The Passing of Daniel Robert Epstein
If you were unaware, writer and amazing interviewer Daniel Robert Epstein passed away this week at the young age of 31 (just a little more than a year older than me – a fact that makes it a little more real to me) from causes that are still unknown.

All I know is that at the beginning of the week, there was a genius of a writer, not that much older than me, that was quite alive, and that is no longer the case. He may not have been up there with Hunter S. Thompson but he certainly showed all the potential to grow to greatness, and that potential has been snatched away from him and he can never have it back.

Again, going by news articles on Google News, we have to feel some sort of outrage here – three articles about this great writer? One three-hundred eightieth the number of articles about the prison cell move! This is just a bit more than unacceptable.

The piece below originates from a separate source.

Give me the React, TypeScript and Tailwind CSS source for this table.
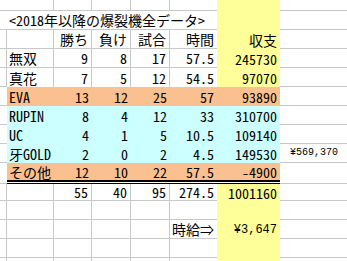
import clsx from 'clsx';

type Fill = 'w' | 'y' | 'o' | 'c';

const data = [
  { name: '無双', v: ['9', '8', '17', '57.5', '245730'], fill: 'w' as Fill },
  { name: '真花', v: ['7', '5', '12', '54.5', '97070'], fill: 'w' as Fill },
  { name: 'EVA', v: ['13', '12', '25', '57', '93890'], fill: 'o' as Fill },
  { name: 'RUPIN', v: ['8', '4', '12', '33', '310700'], fill: 'c' as Fill },
  { name: 'UC', v: ['4', '1', '5', '10.5', '109140'], fill: 'c' as Fill },
  { name: '牙GOLD', v: ['2', '0', '2', '4.5', '149530'], fill: 'c' as Fill },
  { name: 'その他', v: ['12', '10', '22', '57.5', '-4900'], fill: 'o' as Fill },
];

const fillClass: Record<Fill, string> = {
  w: 'bg-white',
  y: 'bg-[#ffff99]',
  o: 'bg-[#fac090]',
  c: 'bg-[#ccffff]',
};

type CellData = { text: string; fill: Fill; right?: boolean; yen?: boolean; small?: boolean };

// build the sheet as a matrix of 15 rows x 8 columns
function buildSheet() {
  const rows: CellData[][] = [];
  const plain = (texts: string[], right = true): CellData[] =>
    Array.from({ length: 8 }, (_, c) => ({
      text: texts[c] ?? '',
      fill: c === 6 ? 'y' : 'w',
      right: right && c > 1,
    }));

  rows.push(plain([]));
  rows.push(plain([]));
  rows.push(plain(['', '', '勝ち', '負け', '試合', '時間', '収支']));
  data.forEach((d) => {
    const row: CellData[] = Array.from({ length: 8 }, (_, c) => ({
      text: c === 1 ? d.name : c >= 2 && c <= 6 ? d.v[c - 2] : '',
      fill: c === 0 || c === 7 ? 'w' : d.fill === 'w' ? (c === 6 ? 'y' : 'w') : d.fill,
      right: c > 1,
    }));
    if (d.name === '牙GOLD') row[7] = { text: '¥569,370', fill: 'w', right: true, yen: true, small: true };
    rows.push(row);
  });
  rows.push(plain(['', '', '55', '40', '95', '274.5', '1001160']));
  rows.push(plain([]));
  const pay = plain(['', '', '', '', '', '時給⇒', '¥3,647']);
  pay[6].yen = true;
  rows.push(pay);
  rows.push(plain([]));
  rows.push(plain([]));
  return rows;
}

const heights = ['h-[11px]', 'h-[19px]', 'h-[19px]', 'h-[19px]', 'h-[19px]', 'h-[19px]', 'h-[19px]', 'h-[19px]', 'h-[19px]', 'h-[21px]', 'h-[17px]', 'h-[19px]', 'h-[19px]', 'h-[19px]', 'h-[19px]'];

export default function App() {
  const sheet = buildSheet();
  const isWhite = (r: number, c: number) => r < sheet.length && c < 8 && sheet[r][c].fill === 'w';

  return (
    <div className="w-[347px] h-[261px] overflow-hidden bg-white text-black font-['Noto_Sans_Mono_CJK_JP','Noto_Sans_CJK_JP',sans-serif] text-[14px]">
      <div className="grid grid-cols-[7px_47px_38px_39px_39px_47px_63px_1fr]">
        {sheet.map((row, r) => {
          const h = heights[r];
          if (r === 1) {
            return [
              <div key="1-0" className={clsx(h, 'border-b border-[#c8c8c8]')} />,
              <div key="1-1" className={clsx(h, 'col-span-5 flex items-center pl-[2px] whitespace-nowrap border-b border-[#c8c8c8]')}>
                &lt;2018年以降の爆裂機全データ&gt;
              </div>,
              <div key="1-6" className={clsx(h, fillClass.y)} />,
              <div key="1-7" className={clsx(h, 'border-b border-[#c8c8c8]')} />,
            ];
          }
          return row.map((cell, c) => {
            const white = cell.fill === 'w';
            const doubled = r === 9 && c >= 1 && c <= 6;
            const borderR = white && isWhite(r, c + 1) && !(r === 0 && c === 0) && c < 7;
            const borderB = white && isWhite(r + 1, c) && !doubled;
            return (
              <div
                key={`${r}-${c}`}
                className={clsx(
                  h,
                  'flex flex-col whitespace-nowrap',
                  fillClass[cell.fill],
                  borderR && 'border-r border-[#c8c8c8]',
                  borderB && 'border-b border-[#c8c8c8]',
                )}
              >
                <div
                  className={clsx(
                    'flex-1 min-h-0 flex items-center leading-none',
                    cell.right ? (cell.small ? 'justify-end pr-[9px]' : 'justify-end pr-[3px]') : 'pl-[2px]',
                    cell.yen && "font-['Liberation_Mono',monospace]",
                    cell.yen && (cell.small ? 'text-[10px]' : 'text-[12px]'),
                  )}
                >
                  {cell.text}
                </div>
                {doubled && (
                  <>
                    <div className="h-[2px] shrink-0 bg-black" />
                    <div className="h-px shrink-0 bg-white" />
                    <div className="h-px shrink-0 bg-black" />
                  </>
                )}
              </div>
            );
          });
        })}
      </div>
    </div>
  );
}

Daniel was not the only person recently snubbed in favor of the prison cell move. Don Herbert, who in his role of “Mr. Wizard” taught me almost everything I know about science that I didn’t pick up in classrooms passed away, and it made barely a small blip on the news. I have to assume that it’s partially because of the prison cell move ruckus or whatever was going on with the infamous prisoner but there is a greater wrong being done here – the very fact that dear Mr. Herbert is somehow not deemed important enough to warrant being more in the headlines.

What, we must wonder, would prompt a person to merit getting big headlines when they pass away? It seems when huge entertainers or political leaders pass away, the news makes us well aware of it. When an educator of some sort passes away, be it a professor, grade school teacher, rabbi, or even Mr. Wizard – we are somehow not alerted quite so loudly. If it were not for the many educators we have in our life we would be, as Eugene Merman likes to joke, much like very young children, saying things like “I like bike cheese” because we wouldn’t know what words meant.

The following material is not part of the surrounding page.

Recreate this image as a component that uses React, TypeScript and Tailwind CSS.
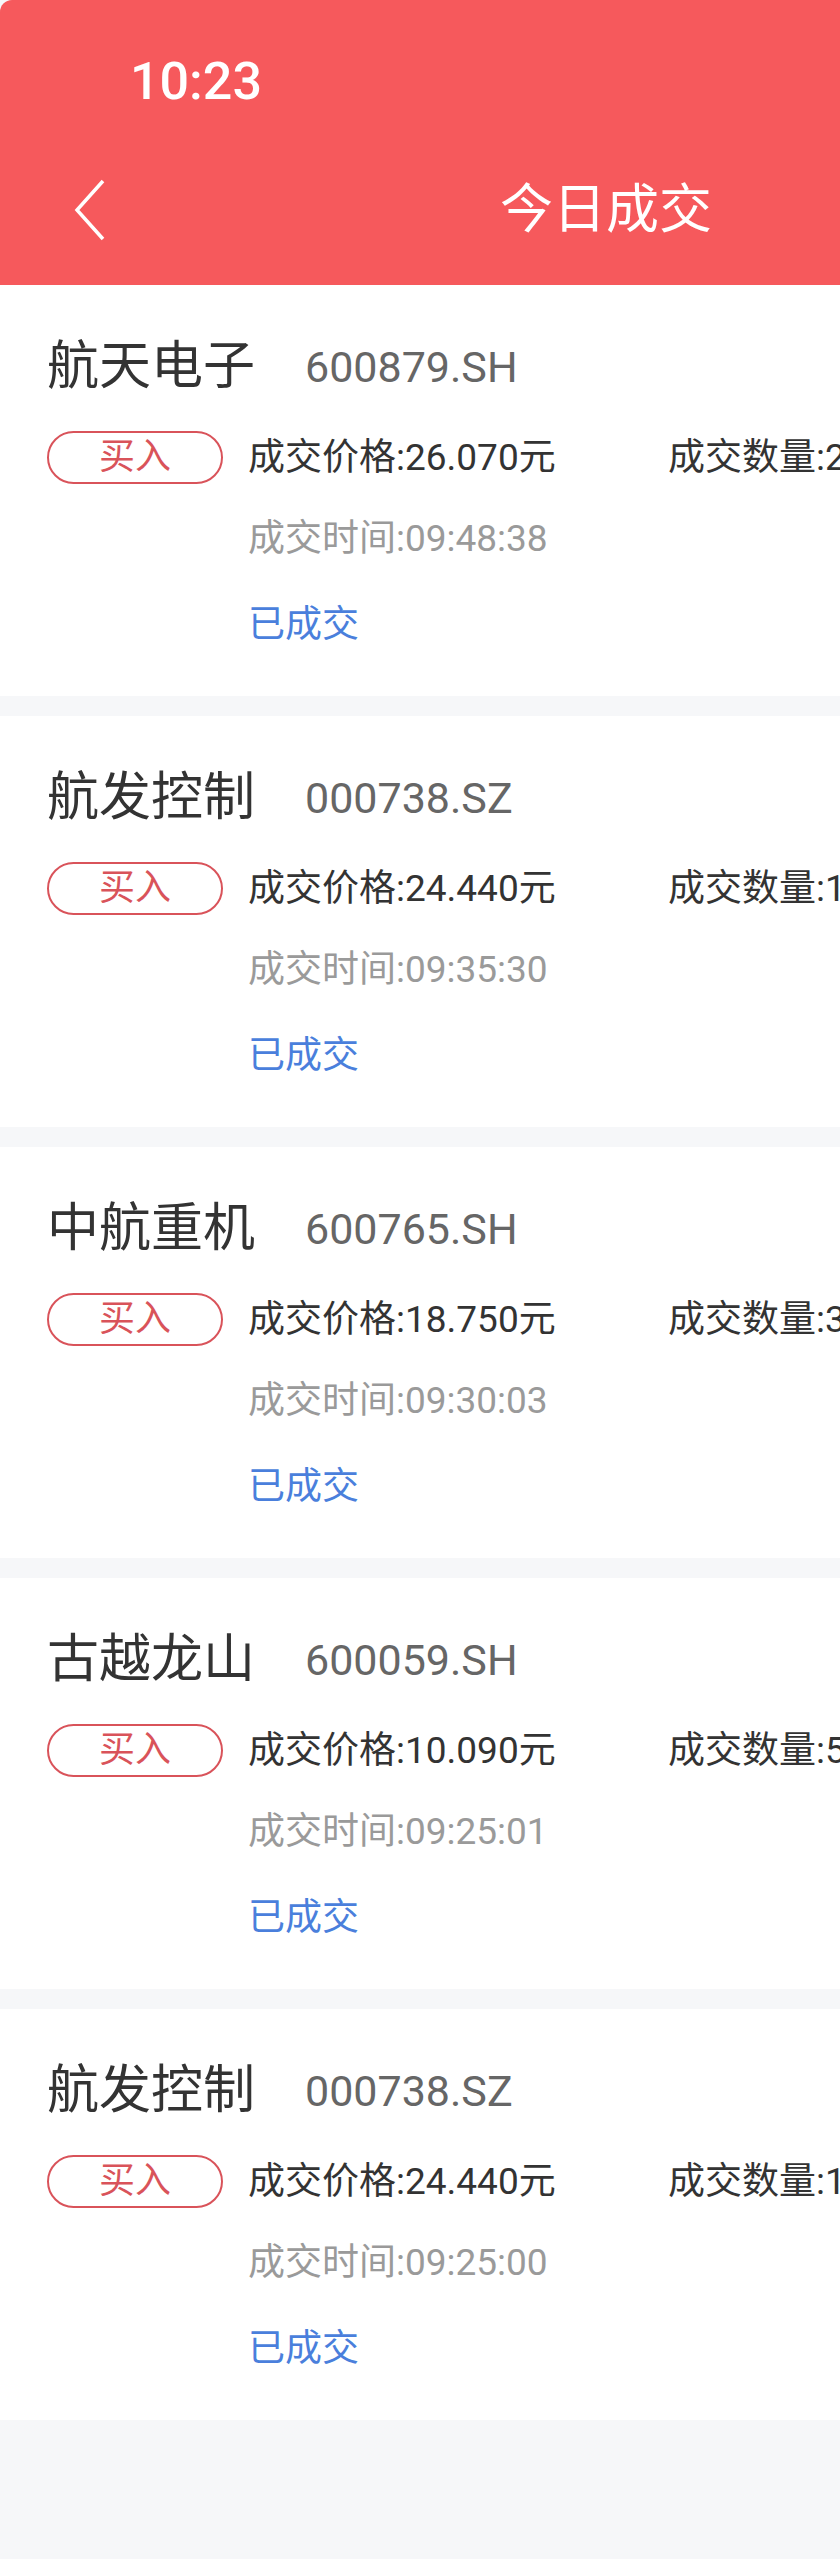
import React from "react";

const deals = [
  { name: "航天电子", code: "600879.SH", price: "26.070", qty: "2", time: "09:48:38" },
  { name: "航发控制", code: "000738.SZ", price: "24.440", qty: "1", time: "09:35:30" },
  { name: "中航重机", code: "600765.SH", price: "18.750", qty: "3", time: "09:30:03" },
  { name: "古越龙山", code: "600059.SH", price: "10.090", qty: "5", time: "09:25:01" },
  { name: "航发控制", code: "000738.SZ", price: "24.440", qty: "1", time: "09:25:00" },
];

function DealCard({ d }: { d: (typeof deals)[number] }) {
  return (
    <div className="bg-white h-[411px] pt-[54px] pl-[47px] overflow-hidden">
      <div className="flex items-center h-[56px]">
        <span className="text-[52px] leading-none text-[#333333]">{d.name}</span>
        <span className="ml-[50px] text-[43px] leading-none text-[#666666]">{d.code}</span>
      </div>
      <div className="flex items-center mt-[35px] h-[54px] whitespace-nowrap">
        <div className="w-[176px] h-[53px] shrink-0 rounded-full border-2 border-[#d9535a] flex items-center justify-center text-[36px] leading-none text-[#d9535a]">
          买入
        </div>
        <span className="ml-[25px] w-[420px] shrink-0 text-[37px] leading-none text-[#333333]">
          成交价格:{d.price}元
        </span>
        <span className="text-[37px] leading-none text-[#333333]">
          成交数量:{d.qty}00股
        </span>
      </div>
      <div className="pl-[201px] mt-[36px] text-[37px] leading-none text-[#9a9a9a]">
        成交时间:{d.time}
      </div>
      <div className="pl-[201px] mt-[49px] text-[37px] leading-none text-[#4a7fdc]">
        已成交
      </div>
    </div>
  );
}

export default function App() {
  return (
    <div
      className="w-[840px] min-h-[2559px] bg-[#f6f7f9] overflow-hidden"
      style={{ fontFamily: "Roboto, 'Noto Sans CJK SC', sans-serif" }}
    >
      <header className="bg-[#f6595c] h-[285px] rounded-tl-[12px] text-white">
        <div className="h-[170px] pl-[130px] pt-[56px] text-[52px] leading-none font-medium">
          10:23
        </div>
        <div className="flex items-center h-[80px]">
          <svg
            className="ml-[70px]"
            width="40"
            height="66"
            viewBox="0 0 40 66"
            fill="none"
          >
            <path d="M33 4 L7 33 L33 62" stroke="white" strokeWidth="3.5" />
          </svg>
          <span className="ml-[390px] text-[53px] leading-none">今日成交</span>
        </div>
      </header>
      <div className="flex flex-col gap-[20px]">
        {deals.map((d, i) => (
          <DealCard key={i} d={d} />
        ))}
      </div>
    </div>
  );
}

What can we do to raise focus on our educators? Quite simply, we can create new centers for disseminating news that reflect these values. We could also consider showing our concern for the lack of coverage of our educators by writing letters to the news organizations which seem to be ignoring the educators, or downplaying their importance.

Darfur
I believe that the crisis in Darfur is one of the greatest that has happened in the last decade. As a result of the conflict that has been going on for the last four years, more than two hundred thousand people have been killed and two and a half million people have been pushed out of their homes.

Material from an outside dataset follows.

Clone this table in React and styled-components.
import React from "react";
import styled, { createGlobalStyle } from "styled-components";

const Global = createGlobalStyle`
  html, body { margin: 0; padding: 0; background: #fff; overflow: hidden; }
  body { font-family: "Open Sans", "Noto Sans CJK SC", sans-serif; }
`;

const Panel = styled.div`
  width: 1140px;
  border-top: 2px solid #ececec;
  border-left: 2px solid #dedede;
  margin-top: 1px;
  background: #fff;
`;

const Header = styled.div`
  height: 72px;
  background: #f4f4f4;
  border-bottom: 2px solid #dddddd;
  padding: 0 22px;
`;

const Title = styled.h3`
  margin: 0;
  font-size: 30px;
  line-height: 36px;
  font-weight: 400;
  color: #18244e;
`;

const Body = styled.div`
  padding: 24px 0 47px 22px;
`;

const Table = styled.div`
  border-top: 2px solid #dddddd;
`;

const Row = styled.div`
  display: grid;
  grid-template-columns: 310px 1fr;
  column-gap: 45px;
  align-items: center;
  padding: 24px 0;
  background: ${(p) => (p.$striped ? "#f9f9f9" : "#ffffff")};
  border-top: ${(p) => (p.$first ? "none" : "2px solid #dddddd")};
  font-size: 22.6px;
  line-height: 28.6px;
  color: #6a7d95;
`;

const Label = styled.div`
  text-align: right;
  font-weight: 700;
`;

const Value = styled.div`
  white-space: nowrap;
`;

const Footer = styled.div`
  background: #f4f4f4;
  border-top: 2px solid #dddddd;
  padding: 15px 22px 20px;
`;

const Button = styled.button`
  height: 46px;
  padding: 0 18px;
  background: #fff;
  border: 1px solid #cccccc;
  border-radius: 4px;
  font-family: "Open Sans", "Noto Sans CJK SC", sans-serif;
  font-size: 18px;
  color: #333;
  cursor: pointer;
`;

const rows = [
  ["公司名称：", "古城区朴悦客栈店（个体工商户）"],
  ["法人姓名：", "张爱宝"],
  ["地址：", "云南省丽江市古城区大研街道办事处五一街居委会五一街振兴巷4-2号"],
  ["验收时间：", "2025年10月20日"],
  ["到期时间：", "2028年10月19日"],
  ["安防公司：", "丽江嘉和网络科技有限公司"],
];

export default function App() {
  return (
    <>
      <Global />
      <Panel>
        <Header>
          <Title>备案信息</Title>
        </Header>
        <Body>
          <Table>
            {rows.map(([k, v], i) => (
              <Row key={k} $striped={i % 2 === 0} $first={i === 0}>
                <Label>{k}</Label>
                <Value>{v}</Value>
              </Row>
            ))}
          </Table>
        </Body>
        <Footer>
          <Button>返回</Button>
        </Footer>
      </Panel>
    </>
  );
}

The phrase “ethnic cleansing” gets tossed around like a hot potato, maybe because it’s not nearly as horrible sounding as genocide and that’s what seems to be happening. Only in the last year or so have some more news organizations started to recognize the catastrophes that have befallen the people in Darfur – women being kidnapped and sexually abused, people being randomly killed – when will we say ‘enough’? Thankfully, this is something that is being covered in greater detail by news organizations but yet people don’t seem to care enough.

It hurts me when I overhear conversations that go something like this: one person asks his friend what they think of the situation in Darfur, and the other person responds by saying that they don’t know what Darfur is. The same sort of person, one imagines, who thinks that England is still ruled by a King and Queen and doesn’t know what a “prime minister” is. The Darfur issue is important enough that I could probably write about it every month, covering a different aspect with every column. Maybe next year will be the Year of Darfur.

Conclusion
When an actress getting into yet another car accident, or an actress possibly getting pregnant by her ex-husband gets more attention than attempted genocide, we have to shudder and think that something has to be done. We have to be the ones to do something about it. As the great rabbi Hillel wrote, “…if not now, when?” When, indeed?